Using the Breadboard

 

bb_002.jpg (81633 bytes)
click to view

The breadboard offers an easy way to build electrical circuits without soldering. The 2"x3" breadboard provided with your kit contains an array of holes where wires and components are to be inserted. The holes in the center portion of the breadboard are identifiable by row (vertical in the photos) and column (horizontal).  There are two sets of 30 rows numbered by 5's, and each set of rows has 5 columns labeled a-e and f-j. The 5 holes on each row are electrically connected to each other (but not across the center channel), so any components inserted into the same row would be connected just as if they had been soldered.  However, the components can be removed and replaced with other components at any time, without the hassle of unsoldering and resoldering parts.

 

On either side of the breadboard are two columns marked by blue and red lines. The 25 holes in each column are electrically connected, but the columns aren't electrically connected to each other.  The outermost column marked with the red line at the top will be used for all +9 V connections, while the outermost column marked with the blue line at the bottom will used for all ground (negative) connections.

 

Assembling the delay circuit

 

bb_003.jpg (82207 bytes)
click to view
Step 1: Adding the 556 Timer

 

The 556 timer is an integrated circuit (IC) with 14 pins that need to be seated in the breadboard.  Look at the top of the IC (with pins held away from you) and locate the semicircular notch at one end. The locations of pins 1 and 14 are shown in the figure to the right. Pins 1-7 are numbered consecutively right-to-left, and pins 8-14 are numbered consecutively left-to-right. Face the notch toward the right of the breadboard so that Pins 1 and 14 are also facing to the right. Now find Row 27 and look across to where it meets Column f. Place Pin 1 there. Pin 14 should easily fit in Row 27, Column e.

 

Don't press the IC down until all the pins are lined up with holes. Once they're lined up, press as evenly as possible across the top of the IC in order to make sure that none of the pins are bent as the IC is seated.  Press firmly to make sure the pins go in as far as possible.

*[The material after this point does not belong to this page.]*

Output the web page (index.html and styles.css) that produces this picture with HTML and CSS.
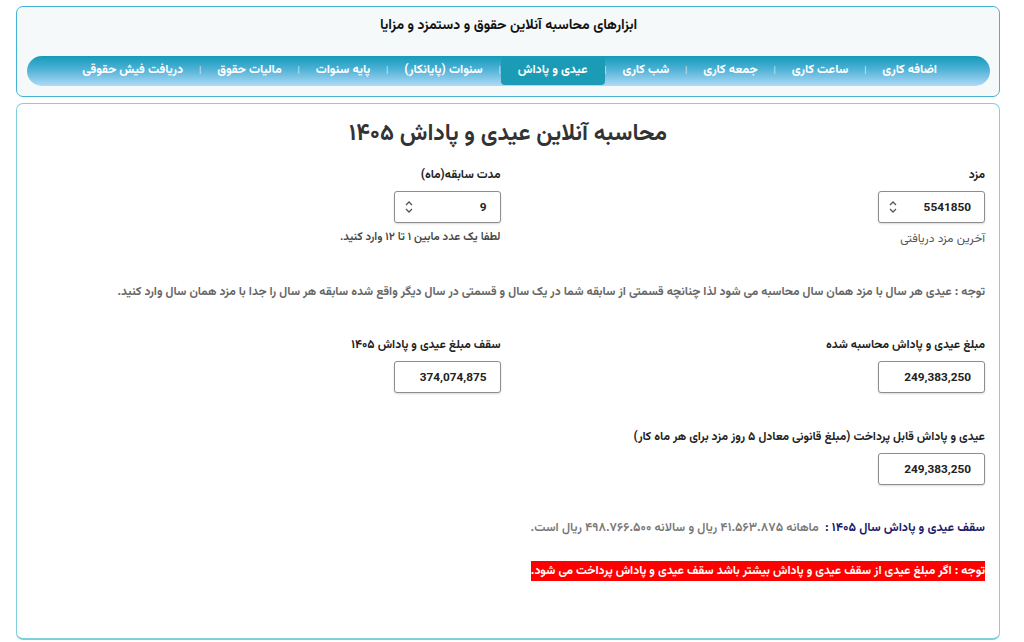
FILE: index.html
```html
<!DOCTYPE html>
<html lang="fa" dir="rtl">
<head>
<meta charset="utf-8">
<title>محاسبه آنلاین عیدی و پاداش ۱۴۰۵</title>
<link rel="stylesheet" href="styles.css">
</head>
<body>
<div class="page">
  <header class="tools">
    <div class="tools-title">ابزارهای محاسبه آنلاین حقوق و دستمزد و مزایا</div>
    <nav class="menu">
      <a class="item">اضافه کاری</a><span class="sep">|</span>
      <a class="item">ساعت کاری</a><span class="sep">|</span>
      <a class="item">جمعه کاری</a><span class="sep">|</span>
      <a class="item">شب کاری</a><span class="sep">|</span>
      <a class="item active">عیدی و پاداش</a><span class="sep">|</span>
      <a class="item">سنوات (پایانکار)</a><span class="sep">|</span>
      <a class="item">پایه سنوات</a><span class="sep">|</span>
      <a class="item">مالیات حقوق</a><span class="sep">|</span>
      <a class="item">دریافت فیش حقوقی</a>
    </nav>
  </header>

  <main class="calc">
    <h1 class="calc-title">محاسبه آنلاین عیدی و پاداش ۱۴۰۵</h1>

    <div class="row">
      <div class="field">
        <label class="label">مزد</label>
        <div class="box"><span class="val">5541850</span><svg class="spin" viewBox="0 0 8 14" width="8" height="14"><path d="M1 5 L4 2 L7 5 M1 9 L4 12 L7 9" fill="none" stroke="#555" stroke-width="1.3"/></svg></div>
        <div class="help">آخرین مزد دریافتی</div>
      </div>
      <div class="field">
        <label class="label">مدت سابقه(ماه)</label>
        <div class="box"><span class="val">9</span><svg class="spin" viewBox="0 0 8 14" width="8" height="14"><path d="M1 5 L4 2 L7 5 M1 9 L4 12 L7 9" fill="none" stroke="#555" stroke-width="1.3"/></svg></div>
        <div class="help dark">لطفا یک عدد مابین ۱ تا ۱۲ وارد کنید.</div>
      </div>
    </div>

    <p class="note">توجه : عیدی هر سال با مزد همان سال محاسبه می شود لذا چنانچه قسمتی از سابقه شما در یک سال و قسمتی در سال دیگر واقع شده سابقه هر سال را جدا با مزد همان سال وارد کنید.</p>

    <div class="row">
      <div class="field">
        <label class="label">مبلغ عیدی و پاداش محاسبه شده</label>
        <div class="box"><span class="val">249,383,250</span></div>
      </div>
      <div class="field">
        <label class="label">سقف مبلغ عیدی و پاداش ۱۴۰۵</label>
        <div class="box"><span class="val">374,074,875</span></div>
      </div>
    </div>

    <div class="row single">
      <div class="field">
        <label class="label">عیدی و پاداش قابل پرداخت (مبلغ قانونی معادل ۵ روز مزد برای هر ماه کار)</label>
        <div class="box"><span class="val">249,383,250</span></div>
      </div>
    </div>

    <p class="cap"><strong class="cap-head">سقف عیدی و پاداش سال ۱۴۰۵ :</strong>&nbsp; ماهانه ۴۱.۵۶۳.۸۷۵ ریال و سالانه ۴۹۸.۷۶۶.۵۰۰ ریال است.</p>

    <p class="warn"><span class="warn-text">توجه : اگر مبلغ عیدی از سقف عیدی و پاداش بیشتر باشد سقف عیدی و پاداش پرداخت می شود.</span></p>
  </main>
</div>
</body>
</html>
```

FILE: styles.css
```css
* { box-sizing: border-box; }
html, body { margin: 0; padding: 0; background: #fff; }
body {
  font-family: "Vazirmatn", "Noto Sans Arabic", "DejaVu Sans", sans-serif;
  color: #222;
  font-size: 12px;
}
.page {
  width: 984px;
  margin: 6px 24px 0 16px;
}
.tools {
  background: #f5f9fa;
  border: 1px solid #42b3d3;
  border-radius: 7px;
  height: 91px;
  padding: 0 9px 0 10px;
}
.tools-title {
  text-align: center;
  font-weight: 700;
  font-size: 14px;
  color: #111;
  padding-top: 8px;
  height: 49px;
}
.menu {
  height: 30px;
  border-radius: 15px;
  background: linear-gradient(to bottom, #159ab9 0%, #4fb2d6 45%, #b1d9f6 100%);
  display: flex;
  align-items: center;
  padding-right: 37px;
}
.item {
  color: #fff;
  font-weight: 700;
  font-size: 12.3px;
  padding: 0 16px;
  height: 28px;
  line-height: 27px;
  white-space: nowrap;
}
.item.active {
  background: #1b9bb5;
  border-radius: 4px;
  padding: 0 17px;
}
.sep {
  color: #d9eef7;
  font-size: 9px;
  width: 2px;
  text-align: center;
}
.calc {
  margin-top: 6px;
  border: 1px solid #7fd0df;
  border-bottom-width: 2px;
  border-radius: 7px;
  height: 537px;
  padding: 10px 14px 0;
}
.calc-title {
  margin: 0;
  text-align: center;
  font-size: 23px;
  font-weight: 700;
  color: #333;
  height: 52px;
  line-height: 40px;
}
.row {
  display: grid;
  grid-template-columns: 1fr 1fr;
  column-gap: 15px;
}
.field { display: flex; flex-direction: column; align-items: flex-start; }
.label {
  font-weight: 700;
  font-size: 12px;
  color: #222;
  height: 19px;
  line-height: 19px;
  margin-bottom: 6px;
}
.box {
  width: 107px;
  height: 32px;
  border: 1px solid #8d8d8d;
  border-radius: 3px;
  box-shadow: 0 1px 2px rgba(0,0,0,0.15);
  display: flex;
  align-items: center;
  justify-content: space-between;
  padding: 0 13px 0 10px;
  background: #fff;
}
.val {
  font-family: "Roboto", "Liberation Sans", sans-serif;
  font-weight: 700;
  font-size: 11.8px;
  color: #222;
  direction: ltr;
}
.spin { display: block; }
.help {
  font-size: 12px;
  color: #555;
  margin-top: 8px;
  line-height: 16px;
}
.help.dark { color: #444; font-weight: 600; font-size: 11.4px; margin-top: 6px; }
.note {
  margin: 36px 0 35px;
  font-size: 12px;
  font-weight: 700;
  color: #666;
  line-height: 18px;
}
.row.single { margin-top: 35px; }
.cap {
  margin: 34px 0 0;
  font-size: 12.4px;
  font-weight: 600;
  color: #777;
  line-height: 18px;
}
.cap-head { color: #1d1b6b; font-weight: 700; }
.warn {
  margin: 25px 0 0;
  line-height: 18px;
}
.warn-text {
  background: #ff0000;
  color: #fff;
  font-weight: 700;
  font-size: 12px;
  padding: 1px 0;
}
```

bb_004.jpg (82428 bytes) click to view
Step 2: Adding the Potentiometer

 

The 1-MΩ potentiometer (blue knob) allows you to adjust the time delay of your circuit.  It has three legs, two in the front and one in the rear. Place the two front legs over Rows 28 and 30 on Column j, and the rear leg over the nearest hole on the nearby positive column. The front legs should be facing the center of the breadboard, while the rear leg is facing the outside of the breadboard. Press the legs in firmly as far as they will go, but avoid bending them. (Note that in the connections to follow, the left leg will not be connected to anything else.)

bb_005.jpg (83333 bytes)
click to view
Step 3: Adding the SCRs

SCR pin diagram

A = anode (+)
G = gate
C = cathode (-)

 

Two of the silicon-controlled rectifiers (SCRs) labeled EC103D are the output stages of the delay circuit. The SCRs allow you to to discharge a flash with or without a delay.  To identify the leads of the SCR, hold it as in the diagram to the right.

 

The two SCRs fit into consecutive rows on Column a, except for their cathodes, which should fit into the nearest available hole in the negative (blue) column. Here's what to do. Insert the gate of one SCR into Row 15 of Column a, and the anode into Row 16 just beside it. The cathode goes to the negative column. Next, insert the gate of the other SCR into Row 17, and its anode into Row 18 just beside it. Its cathode will also go to the negative column.

bb_008.jpg (85007 bytes)
click to view
Don't be concerned if some of the capacitors shown in the photo have different physical sizes from those in your kit.  What is important is that the numbers on the capacitors are correct.
Step 4: Adding the Capacitors 

 

First, gather together all the capacitors. You should have 9 total. All but two of them have round, tan heads.  The other two have cylindrical heads. These are the electrolytic capacitors, and unlike the others have polarity. Look at the cylindrical case and find the light-colored strip bearing a negative sign. The lead on the side of this strip is the negative lead, while the other lead is the positive lead.  Note that this is also the longer of the two leads.

 

Locate the 10-µF electrolytic capacitor, which will have 10 µF written on its case. Insert the positive lead into Row 26, Column a. The negative lead will go to the nearest hole on the nearby negative column. Now locate your 0.47-µF electrolytic capacitor. Insert the positive lead into Row 27, Column j, and insert the negative lead into Row 25 of that same column. (See this note regarding a a discrepancy between these instructions and the circuit schematic provided with the kit.)

 

Locate the two capacitors labeled "472" or "0047." These have values of 0.0047 µF. Take one and insert one end (it doesn't matter which this time) into Row 19, Column b. Insert the other end into Row 21 of that same column. For the other 472 capacitor, insert one end into Row 18 of Column i, and the other end into Row 22 of that same column.

 

Finally, locate the two capacitors labeled "473" or "047." These have values of 0.047 µF. Take one and insert one end into Row 25, Column g, and the other end into Row 29 of the same column. Insert one end of the next capacitor into Row 24, Column c. The other end should reach over to the nearest hole of the negative column. 

 

You should have three capacitors remaining.  The 0.1-µF capacitor and one of the 0.01-µF capacitors may be substituted for the 0.47-µf capacitor in order to obtain different delay ranges.  This will be discussed in Step 9.  The other 0.01-µF capacitor will be used for the photogate circuit.

 

You may wish to trim the leads of the capacitors so that they sit closer to the breadboard.  This will reduce the chance that the leads of two components accidentally touch each other and create a short.  When you add the resistors in the next step, you may wish to trim their leads also.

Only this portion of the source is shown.